COLLECTED MATERIAL -
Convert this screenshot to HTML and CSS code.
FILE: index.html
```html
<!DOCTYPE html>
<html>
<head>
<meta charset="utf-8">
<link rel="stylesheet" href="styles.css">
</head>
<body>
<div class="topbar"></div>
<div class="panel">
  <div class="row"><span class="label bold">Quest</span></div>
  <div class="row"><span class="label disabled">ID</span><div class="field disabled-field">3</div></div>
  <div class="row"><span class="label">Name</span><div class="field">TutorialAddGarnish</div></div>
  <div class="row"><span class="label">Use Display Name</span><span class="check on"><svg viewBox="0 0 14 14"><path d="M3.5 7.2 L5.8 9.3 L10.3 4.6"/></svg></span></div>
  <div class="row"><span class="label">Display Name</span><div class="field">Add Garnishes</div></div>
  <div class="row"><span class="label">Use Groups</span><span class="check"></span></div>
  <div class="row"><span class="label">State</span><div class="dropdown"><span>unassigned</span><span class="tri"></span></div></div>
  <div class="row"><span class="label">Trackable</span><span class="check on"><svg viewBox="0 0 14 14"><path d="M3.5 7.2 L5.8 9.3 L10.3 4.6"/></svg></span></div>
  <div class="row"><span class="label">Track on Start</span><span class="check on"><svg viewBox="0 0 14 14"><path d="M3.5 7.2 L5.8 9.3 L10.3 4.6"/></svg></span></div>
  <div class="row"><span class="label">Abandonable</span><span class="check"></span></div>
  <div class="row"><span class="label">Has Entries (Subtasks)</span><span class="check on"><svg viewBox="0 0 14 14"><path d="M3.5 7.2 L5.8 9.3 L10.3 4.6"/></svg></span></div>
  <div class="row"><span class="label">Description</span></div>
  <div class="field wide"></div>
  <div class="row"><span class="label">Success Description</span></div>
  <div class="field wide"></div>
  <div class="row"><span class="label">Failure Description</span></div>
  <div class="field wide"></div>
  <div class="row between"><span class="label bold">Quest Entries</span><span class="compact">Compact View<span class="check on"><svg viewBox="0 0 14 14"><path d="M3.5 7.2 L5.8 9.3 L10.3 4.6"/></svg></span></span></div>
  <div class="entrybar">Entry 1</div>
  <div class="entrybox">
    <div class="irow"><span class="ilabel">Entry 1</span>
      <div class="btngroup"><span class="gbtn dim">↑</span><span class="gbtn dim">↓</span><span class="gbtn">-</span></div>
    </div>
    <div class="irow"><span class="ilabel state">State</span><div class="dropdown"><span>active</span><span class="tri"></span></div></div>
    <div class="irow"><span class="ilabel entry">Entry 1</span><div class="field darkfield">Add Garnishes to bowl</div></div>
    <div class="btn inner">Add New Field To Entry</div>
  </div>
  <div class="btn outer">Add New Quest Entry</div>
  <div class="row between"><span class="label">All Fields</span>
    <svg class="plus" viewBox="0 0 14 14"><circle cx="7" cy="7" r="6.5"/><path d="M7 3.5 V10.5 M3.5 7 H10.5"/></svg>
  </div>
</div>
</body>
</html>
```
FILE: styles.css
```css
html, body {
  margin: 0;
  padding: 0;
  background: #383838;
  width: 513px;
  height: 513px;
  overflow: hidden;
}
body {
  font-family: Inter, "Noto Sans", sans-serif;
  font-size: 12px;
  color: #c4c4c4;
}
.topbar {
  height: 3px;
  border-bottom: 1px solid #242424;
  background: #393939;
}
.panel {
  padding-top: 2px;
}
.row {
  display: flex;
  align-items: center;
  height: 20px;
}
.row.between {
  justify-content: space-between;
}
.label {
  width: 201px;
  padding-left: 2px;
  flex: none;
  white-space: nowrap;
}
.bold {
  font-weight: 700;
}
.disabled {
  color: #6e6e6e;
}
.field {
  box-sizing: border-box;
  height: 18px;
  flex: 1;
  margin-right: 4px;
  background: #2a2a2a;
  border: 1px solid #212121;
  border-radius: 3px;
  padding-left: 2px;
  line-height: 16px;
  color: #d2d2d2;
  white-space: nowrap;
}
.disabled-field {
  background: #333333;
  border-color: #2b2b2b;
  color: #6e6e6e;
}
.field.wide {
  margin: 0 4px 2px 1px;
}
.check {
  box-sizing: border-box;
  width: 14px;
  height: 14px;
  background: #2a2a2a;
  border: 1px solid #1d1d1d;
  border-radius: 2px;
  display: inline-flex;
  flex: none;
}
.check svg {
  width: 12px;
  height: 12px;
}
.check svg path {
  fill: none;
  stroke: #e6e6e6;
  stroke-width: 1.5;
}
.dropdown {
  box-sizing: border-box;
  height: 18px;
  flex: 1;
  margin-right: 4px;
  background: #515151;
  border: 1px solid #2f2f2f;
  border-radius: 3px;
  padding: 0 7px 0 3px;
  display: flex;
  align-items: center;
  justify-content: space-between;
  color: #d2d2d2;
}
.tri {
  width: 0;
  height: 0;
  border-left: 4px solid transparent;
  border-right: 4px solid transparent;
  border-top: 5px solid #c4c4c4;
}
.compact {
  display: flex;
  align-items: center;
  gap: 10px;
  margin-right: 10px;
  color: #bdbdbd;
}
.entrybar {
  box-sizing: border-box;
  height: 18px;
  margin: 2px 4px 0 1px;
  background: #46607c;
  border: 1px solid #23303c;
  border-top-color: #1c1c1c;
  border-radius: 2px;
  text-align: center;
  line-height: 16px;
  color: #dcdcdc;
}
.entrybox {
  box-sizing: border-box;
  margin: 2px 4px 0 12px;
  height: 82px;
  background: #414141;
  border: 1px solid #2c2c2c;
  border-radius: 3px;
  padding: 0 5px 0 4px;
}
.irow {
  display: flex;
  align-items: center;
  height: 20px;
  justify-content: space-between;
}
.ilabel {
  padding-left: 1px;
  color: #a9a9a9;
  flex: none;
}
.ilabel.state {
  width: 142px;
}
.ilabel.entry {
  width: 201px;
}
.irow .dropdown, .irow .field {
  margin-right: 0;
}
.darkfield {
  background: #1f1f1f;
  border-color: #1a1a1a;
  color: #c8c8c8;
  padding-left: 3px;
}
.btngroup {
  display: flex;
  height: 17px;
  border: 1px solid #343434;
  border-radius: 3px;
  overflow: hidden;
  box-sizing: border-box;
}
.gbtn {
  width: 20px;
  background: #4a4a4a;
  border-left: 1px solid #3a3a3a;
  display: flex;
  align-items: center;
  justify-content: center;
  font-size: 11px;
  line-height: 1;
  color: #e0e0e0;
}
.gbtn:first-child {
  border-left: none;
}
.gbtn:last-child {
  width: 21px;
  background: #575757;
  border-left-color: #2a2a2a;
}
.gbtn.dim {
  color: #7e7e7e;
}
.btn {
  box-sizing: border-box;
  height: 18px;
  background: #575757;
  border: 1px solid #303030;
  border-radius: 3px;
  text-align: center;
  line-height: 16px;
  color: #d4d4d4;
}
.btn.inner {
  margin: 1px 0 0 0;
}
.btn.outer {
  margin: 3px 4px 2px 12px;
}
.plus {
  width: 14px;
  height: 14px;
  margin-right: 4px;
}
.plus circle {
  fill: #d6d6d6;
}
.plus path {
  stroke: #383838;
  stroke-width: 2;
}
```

GIVEN EXERCISE - All of the data shown above must be copied exactly.

EXERCISE SOLUTION -
Convert this screenshot to HTML and CSS code.
FILE: index.html
```html
<!DOCTYPE html>
<html>
<head>
<meta charset="utf-8">
<link rel="stylesheet" href="styles.css">
</head>
<body>
<div class="topbar"></div>
<div class="panel">
  <div class="row"><span class="label bold">Quest</span></div>
  <div class="row"><span class="label disabled">ID</span><div class="field disabled-field">3</div></div>
  <div class="row"><span class="label">Name</span><div class="field">TutorialAddGarnish</div></div>
  <div class="row"><span class="label">Use Display Name</span><span class="check on"><svg viewBox="0 0 14 14"><path d="M3.5 7.2 L5.8 9.3 L10.3 4.6"/></svg></span></div>
  <div class="row"><span class="label">Display Name</span><div class="field">Add Garnishes</div></div>
  <div class="row"><span class="label">Use Groups</span><span class="check"></span></div>
  <div class="row"><span class="label">State</span><div class="dropdown"><span>unassigned</span><span class="tri"></span></div></div>
  <div class="row"><span class="label">Trackable</span><span class="check on"><svg viewBox="0 0 14 14"><path d="M3.5 7.2 L5.8 9.3 L10.3 4.6"/></svg></span></div>
  <div class="row"><span class="label">Track on Start</span><span class="check on"><svg viewBox="0 0 14 14"><path d="M3.5 7.2 L5.8 9.3 L10.3 4.6"/></svg></span></div>
  <div class="row"><span class="label">Abandonable</span><span class="check"></span></div>
  <div class="row"><span class="label">Has Entries (Subtasks)</span><span class="check on"><svg viewBox="0 0 14 14"><path d="M3.5 7.2 L5.8 9.3 L10.3 4.6"/></svg></span></div>
  <div class="row"><span class="label">Description</span></div>
  <div class="field wide"></div>
  <div class="row"><span class="label">Success Description</span></div>
  <div class="field wide"></div>
  <div class="row"><span class="label">Failure Description</span></div>
  <div class="field wide"></div>
  <div class="row between"><span class="label bold">Quest Entries</span><span class="compact">Compact View<span class="check on"><svg viewBox="0 0 14 14"><path d="M3.5 7.2 L5.8 9.3 L10.3 4.6"/></svg></span></span></div>
  <div class="entrybar">Entry 1</div>
  <div class="entrybox">
    <div class="irow"><span class="ilabel">Entry 1</span>
      <div class="btngroup"><span class="gbtn dim">↑</span><span class="gbtn dim">↓</span><span class="gbtn">-</span></div>
    </div>
    <div class="irow"><span class="ilabel state">State</span><div class="dropdown"><span>active</span><span class="tri"></span></div></div>
    <div class="irow"><span class="ilabel entry">Entry 1</span><div class="field darkfield">Add Garnishes to bowl</div></div>
    <div class="btn inner">Add New Field To Entry</div>
  </div>
  <div class="btn outer">Add New Quest Entry</div>
  <div class="row between"><span class="label">All Fields</span>
    <svg class="plus" viewBox="0 0 14 14"><circle cx="7" cy="7" r="6.5"/><path d="M7 3.5 V10.5 M3.5 7 H10.5"/></svg>
  </div>
</div>
</body>
</html>
```
FILE: styles.css
```css
html, body {
  margin: 0;
  padding: 0;
  background: #383838;
  width: 513px;
  height: 513px;
  overflow: hidden;
}
body {
  font-family: Inter, "Noto Sans", sans-serif;
  font-size: 12px;
  color: #c4c4c4;
}
.topbar {
  height: 3px;
  border-bottom: 1px solid #242424;
  background: #393939;
}
.panel {
  padding-top: 2px;
}
.row {
  display: flex;
  align-items: center;
  height: 20px;
}
.row.between {
  justify-content: space-between;
}
.label {
  width: 201px;
  padding-left: 2px;
  flex: none;
  white-space: nowrap;
}
.bold {
  font-weight: 700;
}
.disabled {
  color: #6e6e6e;
}
.field {
  box-sizing: border-box;
  height: 18px;
  flex: 1;
  margin-right: 4px;
  background: #2a2a2a;
  border: 1px solid #212121;
  border-radius: 3px;
  padding-left: 2px;
  line-height: 16px;
  color: #d2d2d2;
  white-space: nowrap;
}
.disabled-field {
  background: #333333;
  border-color: #2b2b2b;
  color: #6e6e6e;
}
.field.wide {
  margin: 0 4px 2px 1px;
}
.check {
  box-sizing: border-box;
  width: 14px;
  height: 14px;
  background: #2a2a2a;
  border: 1px solid #1d1d1d;
  border-radius: 2px;
  display: inline-flex;
  flex: none;
}
.check svg {
  width: 12px;
  height: 12px;
}
.check svg path {
  fill: none;
  stroke: #e6e6e6;
  stroke-width: 1.5;
}
.dropdown {
  box-sizing: border-box;
  height: 18px;
  flex: 1;
  margin-right: 4px;
  background: #515151;
  border: 1px solid #2f2f2f;
  border-radius: 3px;
  padding: 0 7px 0 3px;
  display: flex;
  align-items: center;
  justify-content: space-between;
  color: #d2d2d2;
}
.tri {
  width: 0;
  height: 0;
  border-left: 4px solid transparent;
  border-right: 4px solid transparent;
  border-top: 5px solid #c4c4c4;
}
.compact {
  display: flex;
  align-items: center;
  gap: 10px;
  margin-right: 10px;
  color: #bdbdbd;
}
.entrybar {
  box-sizing: border-box;
  height: 18px;
  margin: 2px 4px 0 1px;
  background: #46607c;
  border: 1px solid #23303c;
  border-top-color: #1c1c1c;
  border-radius: 2px;
  text-align: center;
  line-height: 16px;
  color: #dcdcdc;
}
.entrybox {
  box-sizing: border-box;
  margin: 2px 4px 0 12px;
  height: 82px;
  background: #414141;
  border: 1px solid #2c2c2c;
  border-radius: 3px;
  padding: 0 5px 0 4px;
}
.irow {
  display: flex;
  align-items: center;
  height: 20px;
  justify-content: space-between;
}
.ilabel {
  padding-left: 1px;
  color: #a9a9a9;
  flex: none;
}
.ilabel.state {
  width: 142px;
}
.ilabel.entry {
  width: 201px;
}
.irow .dropdown, .irow .field {
  margin-right: 0;
}
.darkfield {
  background: #1f1f1f;
  border-color: #1a1a1a;
  color: #c8c8c8;
  padding-left: 3px;
}
.btngroup {
  display: flex;
  height: 17px;
  border: 1px solid #343434;
  border-radius: 3px;
  overflow: hidden;
  box-sizing: border-box;
}
.gbtn {
  width: 20px;
  background: #4a4a4a;
  border-left: 1px solid #3a3a3a;
  display: flex;
  align-items: center;
  justify-content: center;
  font-size: 11px;
  line-height: 1;
  color: #e0e0e0;
}
.gbtn:first-child {
  border-left: none;
}
.gbtn:last-child {
  width: 21px;
  background: #575757;
  border-left-color: #2a2a2a;
}
.gbtn.dim {
  color: #7e7e7e;
}
.btn {
  box-sizing: border-box;
  height: 18px;
  background: #575757;
  border: 1px solid #303030;
  border-radius: 3px;
  text-align: center;
  line-height: 16px;
  color: #d4d4d4;
}
.btn.inner {
  margin: 1px 0 0 0;
}
.btn.outer {
  margin: 3px 4px 2px 12px;
}
.plus {
  width: 14px;
  height: 14px;
  margin-right: 4px;
}
.plus circle {
  fill: #d6d6d6;
}
.plus path {
  stroke: #383838;
  stroke-width: 2;
}
```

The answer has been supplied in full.